Showing me the artworks yesterday, Pat admits this is an emotional time; just seeing her husband’s name up there on display hit home.

“I’m letting go of some of them. It’s a terrible wrench but I can’t keep them all. I really thought long and hard about it.

“I think there’s a bit of me in each one of these,” she adds but points out that paintings are meant to be seen after all.

The shipyard monotypes – “his preferred medium” – are her favourites, a big panorama of cranes in particular. “Richard would ask me ‘what do you think’? about a painting and there was always a long discussion.”

Regular locations for him were Sunderland and Tyne Dock and the Swan Hunter and Appledore yards where he would work, in situ, until late in the day, returning the next.
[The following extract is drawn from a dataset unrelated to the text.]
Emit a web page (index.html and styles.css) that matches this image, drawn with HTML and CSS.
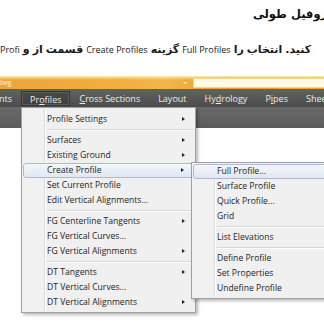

“He got permission from the shipyard management to go and people knew him,” says Pat. “He’d be painting or sketching and they’d talk to him and he always had a tale to tell.”

Hobson, who was born in Derby and moved with his family to the North East when he was very young, was not just a talented artist.

He worked as a conservator at The Bowes Museum in Barnard Castle for 31 years, having trained at Newcastle College then at Gateshead College where in 1973 he gained a diploma in the Conservation of Easel Paintings.

Pat, a retired lecturer in public health policy, says: “His art was very important.

“He worked three days at Bowes Museum and one fed into the other ... he loved Bowes Museum and conservation of paintings and he loved doing his own work.”